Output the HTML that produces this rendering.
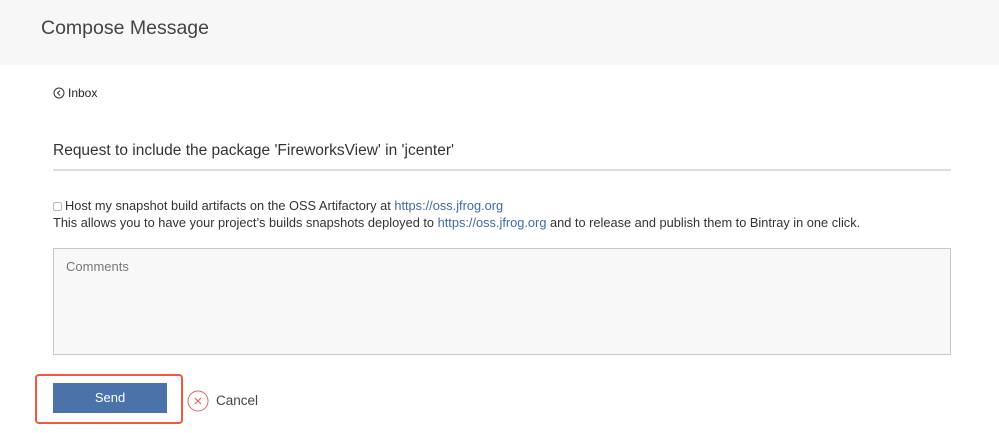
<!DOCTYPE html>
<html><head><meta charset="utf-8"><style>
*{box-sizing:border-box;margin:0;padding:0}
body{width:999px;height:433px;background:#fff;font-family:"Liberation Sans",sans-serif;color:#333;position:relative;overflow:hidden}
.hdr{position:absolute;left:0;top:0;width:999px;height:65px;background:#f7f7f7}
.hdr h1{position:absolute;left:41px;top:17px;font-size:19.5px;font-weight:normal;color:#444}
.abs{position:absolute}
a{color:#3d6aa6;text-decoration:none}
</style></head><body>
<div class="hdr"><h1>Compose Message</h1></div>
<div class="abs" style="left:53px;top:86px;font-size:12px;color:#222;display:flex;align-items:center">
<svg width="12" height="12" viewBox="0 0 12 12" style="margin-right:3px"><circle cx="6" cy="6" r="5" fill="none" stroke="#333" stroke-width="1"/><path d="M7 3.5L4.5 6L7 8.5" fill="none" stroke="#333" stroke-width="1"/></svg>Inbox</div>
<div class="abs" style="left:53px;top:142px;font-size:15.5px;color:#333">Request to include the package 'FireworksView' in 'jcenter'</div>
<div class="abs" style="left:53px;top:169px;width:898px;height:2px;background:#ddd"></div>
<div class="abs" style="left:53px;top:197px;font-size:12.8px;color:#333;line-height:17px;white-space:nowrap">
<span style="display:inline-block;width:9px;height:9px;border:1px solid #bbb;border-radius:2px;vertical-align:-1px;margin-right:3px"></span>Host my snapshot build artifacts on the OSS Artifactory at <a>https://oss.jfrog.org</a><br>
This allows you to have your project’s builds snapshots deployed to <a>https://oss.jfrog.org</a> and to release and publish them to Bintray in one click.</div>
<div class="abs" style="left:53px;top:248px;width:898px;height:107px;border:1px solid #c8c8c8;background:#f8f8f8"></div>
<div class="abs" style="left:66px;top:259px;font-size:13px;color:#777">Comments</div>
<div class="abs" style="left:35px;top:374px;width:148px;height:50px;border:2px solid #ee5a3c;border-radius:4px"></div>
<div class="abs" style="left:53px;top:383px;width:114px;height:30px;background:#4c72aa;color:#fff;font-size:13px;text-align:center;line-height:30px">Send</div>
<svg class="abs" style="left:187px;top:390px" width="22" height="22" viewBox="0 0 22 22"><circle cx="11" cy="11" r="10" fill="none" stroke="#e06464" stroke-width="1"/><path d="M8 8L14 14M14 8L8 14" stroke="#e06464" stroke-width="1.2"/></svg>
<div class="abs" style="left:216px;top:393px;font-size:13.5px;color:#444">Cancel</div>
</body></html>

----

SHORT TASK: Leave the pictures out, and print every line of the listing exactly as written.

EXERCISE RESULT:
Output the HTML that produces this rendering.
<!DOCTYPE html>
<html><head><meta charset="utf-8"><style>
*{box-sizing:border-box;margin:0;padding:0}
body{width:999px;height:433px;background:#fff;font-family:"Liberation Sans",sans-serif;color:#333;position:relative;overflow:hidden}
.hdr{position:absolute;left:0;top:0;width:999px;height:65px;background:#f7f7f7}
.hdr h1{position:absolute;left:41px;top:17px;font-size:19.5px;font-weight:normal;color:#444}
.abs{position:absolute}
a{color:#3d6aa6;text-decoration:none}
</style></head><body>
<div class="hdr"><h1>Compose Message</h1></div>
<div class="abs" style="left:53px;top:86px;font-size:12px;color:#222;display:flex;align-items:center">
<svg width="12" height="12" viewBox="0 0 12 12" style="margin-right:3px"><circle cx="6" cy="6" r="5" fill="none" stroke="#333" stroke-width="1"/><path d="M7 3.5L4.5 6L7 8.5" fill="none" stroke="#333" stroke-width="1"/></svg>Inbox</div>
<div class="abs" style="left:53px;top:142px;font-size:15.5px;color:#333">Request to include the package 'FireworksView' in 'jcenter'</div>
<div class="abs" style="left:53px;top:169px;width:898px;height:2px;background:#ddd"></div>
<div class="abs" style="left:53px;top:197px;font-size:12.8px;color:#333;line-height:17px;white-space:nowrap">
<span style="display:inline-block;width:9px;height:9px;border:1px solid #bbb;border-radius:2px;vertical-align:-1px;margin-right:3px"></span>Host my snapshot build artifacts on the OSS Artifactory at <a>https://oss.jfrog.org</a><br>
This allows you to have your project’s builds snapshots deployed to <a>https://oss.jfrog.org</a> and to release and publish them to Bintray in one click.</div>
<div class="abs" style="left:53px;top:248px;width:898px;height:107px;border:1px solid #c8c8c8;background:#f8f8f8"></div>
<div class="abs" style="left:66px;top:259px;font-size:13px;color:#777">Comments</div>
<div class="abs" style="left:35px;top:374px;width:148px;height:50px;border:2px solid #ee5a3c;border-radius:4px"></div>
<div class="abs" style="left:53px;top:383px;width:114px;height:30px;background:#4c72aa;color:#fff;font-size:13px;text-align:center;line-height:30px">Send</div>
<svg class="abs" style="left:187px;top:390px" width="22" height="22" viewBox="0 0 22 22"><circle cx="11" cy="11" r="10" fill="none" stroke="#e06464" stroke-width="1"/><path d="M8 8L14 14M14 8L8 14" stroke="#e06464" stroke-width="1.2"/></svg>
<div class="abs" style="left:216px;top:393px;font-size:13.5px;color:#444">Cancel</div>
</body></html>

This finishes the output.